Les petits cailloux, que des promeneurs indélicats jettent dans l'eau de notre existence, troublent notre fontaine, y font des ronds qui s'entrechoquent parfois violemment, et qui rongent, comme seule l'eau sait le faire, nos cœurs
même lorsqu'ils se font de pierre.
J'avais quatre ans
il m'a fait asseoir sur ses genoux
et m'a demandé de toucher son sexe,
en guidant ma main et en me murmurant des mots d'apaisement
des mots pour dire que c'était une chose normale.
A trente ans,
moi qui n'ai quasiment aucun souvenir d'enfance
je me suis rappelée
comme si ça c'était produit la veille
le canapé rouge et noir, la peinture sur le mur
mon petit frère qui dormait dans sa chambre pendant que mes parents étaient au cinéma
et
du renflement de son pantalon
de la chaleur intérieure
de ce "
Non" énorme qui envahit la poitrine
et asphyxie avant d'avoir pu prendre son dans un cri.

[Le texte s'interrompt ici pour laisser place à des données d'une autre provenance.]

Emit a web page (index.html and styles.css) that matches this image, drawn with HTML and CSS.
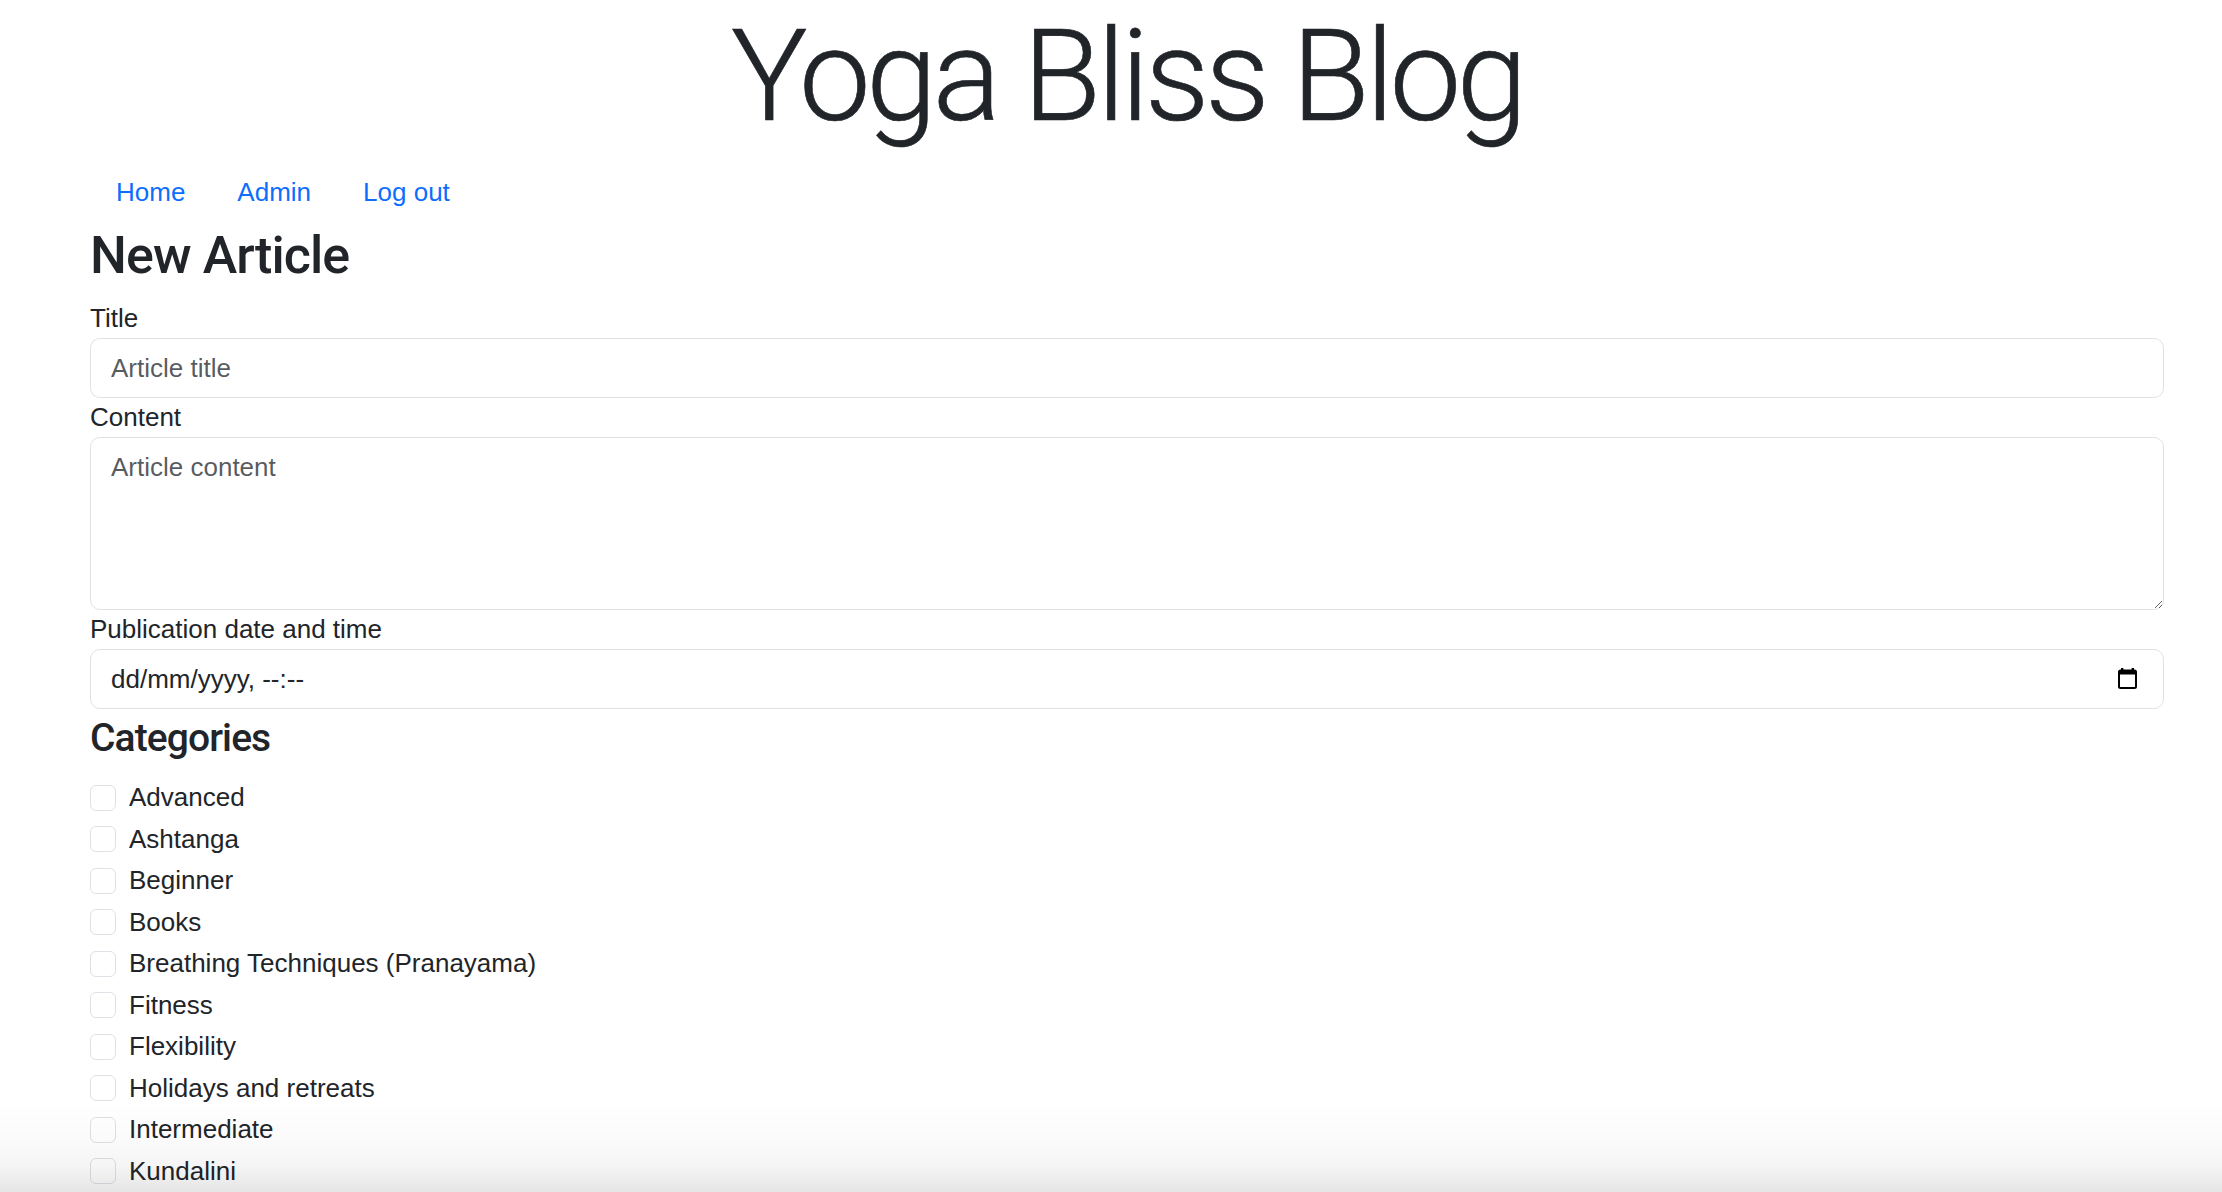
FILE: index.html
```html
<!DOCTYPE html>
<html lang="en">
<head>
<meta charset="utf-8">
<title>Yoga Bliss Blog - New Article</title>
<link rel="stylesheet" href="styles.css">
</head>
<body>
<div class="page">
  <header class="site-header">
    <h1 class="site-title">Yoga Bliss Blog</h1>
  </header>
  <nav>
    <ul class="nav">
      <li><a href="#">Home</a></li>
      <li><a href="#">Admin</a></li>
      <li><a href="#">Log out</a></li>
    </ul>
  </nav>
  <main>
    <h2 class="page-heading">New Article</h2>
    <form class="article-form">
      <div class="field">
        <label for="title">Title</label>
        <input id="title" class="control" type="text" placeholder="Article title">
      </div>
      <div class="field">
        <label for="content">Content</label>
        <textarea id="content" class="control control-area" placeholder="Article content"></textarea>
      </div>
      <div class="field">
        <label for="pubdate">Publication date and time</label>
        <div id="pubdate" class="control control-date">
          <span>dd/mm/yyyy, --:--</span>
          <svg class="cal-icon" width="19" height="21" viewBox="0 0 19 21" aria-hidden="true">
            <rect x="3" y="0" width="2.4" height="4" fill="#000"/>
            <rect x="13.6" y="0" width="2.4" height="4" fill="#000"/>
            <rect x="1" y="2.5" width="17" height="17.5" rx="1.5" fill="none" stroke="#000" stroke-width="2"/>
            <rect x="1" y="2.5" width="17" height="4" fill="#000"/>
          </svg>
        </div>
      </div>
      <h4 class="section-heading">Categories</h4>
      <div class="checks">
        <label class="check"><input type="checkbox" class="check-box"><span>Advanced</span></label>
        <label class="check"><input type="checkbox" class="check-box"><span>Ashtanga</span></label>
        <label class="check"><input type="checkbox" class="check-box"><span>Beginner</span></label>
        <label class="check"><input type="checkbox" class="check-box"><span>Books</span></label>
        <label class="check"><input type="checkbox" class="check-box"><span>Breathing Techniques (Pranayama)</span></label>
        <label class="check"><input type="checkbox" class="check-box"><span>Fitness</span></label>
        <label class="check"><input type="checkbox" class="check-box"><span>Flexibility</span></label>
        <label class="check"><input type="checkbox" class="check-box"><span>Holidays and retreats</span></label>
        <label class="check"><input type="checkbox" class="check-box"><span>Intermediate</span></label>
        <label class="check"><input type="checkbox" class="check-box"><span>Kundalini</span></label>
      </div>
    </form>
  </main>
</div>
<div class="bottom-fade"></div>
</body>
</html>
```
FILE: styles.css
```css
html {
  scrollbar-width: none;
}
html::-webkit-scrollbar,
body::-webkit-scrollbar {
  display: none;
}
html, body {
  margin: 0;
  padding: 0;
  background: #fff;
}
body {
  font-family: "Liberation Sans", Arial, sans-serif;
  font-size: 26px;
  line-height: 1.5;
  color: #212529;
}
.page {
  width: 2074px;
  margin-left: 90px;
}
.site-title {
  font-family: Roboto, "Liberation Sans", sans-serif;
  font-weight: 300;
  font-size: 128px;
  line-height: 152px;
  letter-spacing: -4.7px;
  text-align: center;
  margin: 0 0 8px;
  color: #212529;
  -webkit-text-stroke: 0.6px #212529;
}
.nav {
  display: flex;
  list-style: none;
  margin: 0;
  padding: 0;
}
.nav a {
  display: block;
  padding: 13px 26px;
  color: #0d6efd;
  text-decoration: none;
}
.page-heading {
  font-family: Roboto, "Liberation Sans", sans-serif;
  font-weight: 500;
  font-size: 52px;
  line-height: 1.2;
  letter-spacing: -0.9px;
  margin: 0 0 12px;
}
.field label {
  display: block;
}
.control {
  display: block;
  box-sizing: border-box;
  width: 100%;
  height: 60px;
  margin: 0;
  padding: 10px 20px;
  border: 1px solid #dee2e6;
  border-radius: 10px;
  background: #fff;
  font-family: inherit;
  font-size: 26px;
  line-height: 38px;
  color: #212529;
  outline: none;
}
.control::placeholder {
  color: rgba(33, 37, 41, 0.75);
}
.control-area {
  height: 173px;
  resize: vertical;
}
.control-date {
  display: flex;
  align-items: center;
  justify-content: space-between;
  padding-right: 26px;
}
.cal-icon {
  display: block;
  margin-top: -2px;
}
.section-heading {
  font-family: Roboto, "Liberation Sans", sans-serif;
  font-weight: 500;
  font-size: 39px;
  line-height: 1.2;
  letter-spacing: -0.9px;
  margin: 6px 0 16px;
}
.checks {
  display: flex;
  flex-direction: column;
}
.check {
  display: flex;
  align-items: flex-start;
  gap: 13px;
  min-height: 39px;
  margin-bottom: 2.5px;
}
.check-box {
  appearance: none;
  -webkit-appearance: none;
  flex: none;
  width: 26px;
  height: 26px;
  margin: 6.5px 0 0;
  border: 1px solid #dee2e6;
  border-radius: 6px;
  background: #fff;
  box-sizing: border-box;
}
.bottom-fade {
  position: fixed;
  left: 0;
  right: 0;
  bottom: 0;
  height: 90px;
  pointer-events: none;
  background: linear-gradient(to bottom, rgba(0, 0, 0, 0) 0%, rgba(0, 0, 0, 0.015) 40%, rgba(0, 0, 0, 0.04) 70%, rgba(0, 0, 0, 0.1) 100%);
}
```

Je n'ai rien dit à mes parents.
Pas besoin d'expliquer pourquoi, c'est dans tous les bouquins qui en parlent.
Quelques années plus tard
très jeune ado
seins surgis d'on ne sait où
et règles brutales le mois suivant l'accident de ma mère
j'étais dans la cuisine chez mes grands-parents
on y faisait sa toilette près de la cuisinière à bois,
il n'y avait pas de salle de bains.
Mon grand-père est entré, m'a attrapée,
et à essayé de m'embrasser en disant "
on va s'en payer une bonne tranche".
Je me suis débattue,
il a fini par me lâcher,
et s'est passé la main sur le front comme s'il reprenait ses esprits.
On n'en a jamais parlé
et je n'ai rien dit à ma grand-mère.
Elle aurait dit que j'étais vicieuse comme ma mère...
Une première chose difficile avec ces petits cailloux, c'est la brume qu'il y avait, le jour où ils ont été lancés. On ne se souvient plus très bien,
ni de l'avant,
ni de l'après.
S'est-il passé quelque chose de plus terrible que notre mémoire a occulté ?
Faire la part du fantasme et de la réalité, voilà ce qui m'a rongée pendant des années, et m'a empêchée de vivre
Parfois les gens sont morts, quand on est prêt à en parler, on ne peut plus le faire avec eux.
Où alors ils sont encore là, mais on n'a pas envie de tout casser autour d'eux.
Parce que, une fois effacé l'envie de vengeance, et de faire souffrir comme on a souffert, qui nous entrave et nous sape, il ne reste que la nécessité vitale d'en finir avec tout ça.
Il arrive qu'on pense à en finir tout court, parce que ce petit caillou nous attaque la peau et le sommeil aussi durement que le petit pois sous les vingt matelas et les vingt édredons de la princesse. Et qu'on n'a pas envie d'avoir mal comme ça tout le temps.
Mais si on a mal, c'est qu'on est vivant, et la vie, c'est bon.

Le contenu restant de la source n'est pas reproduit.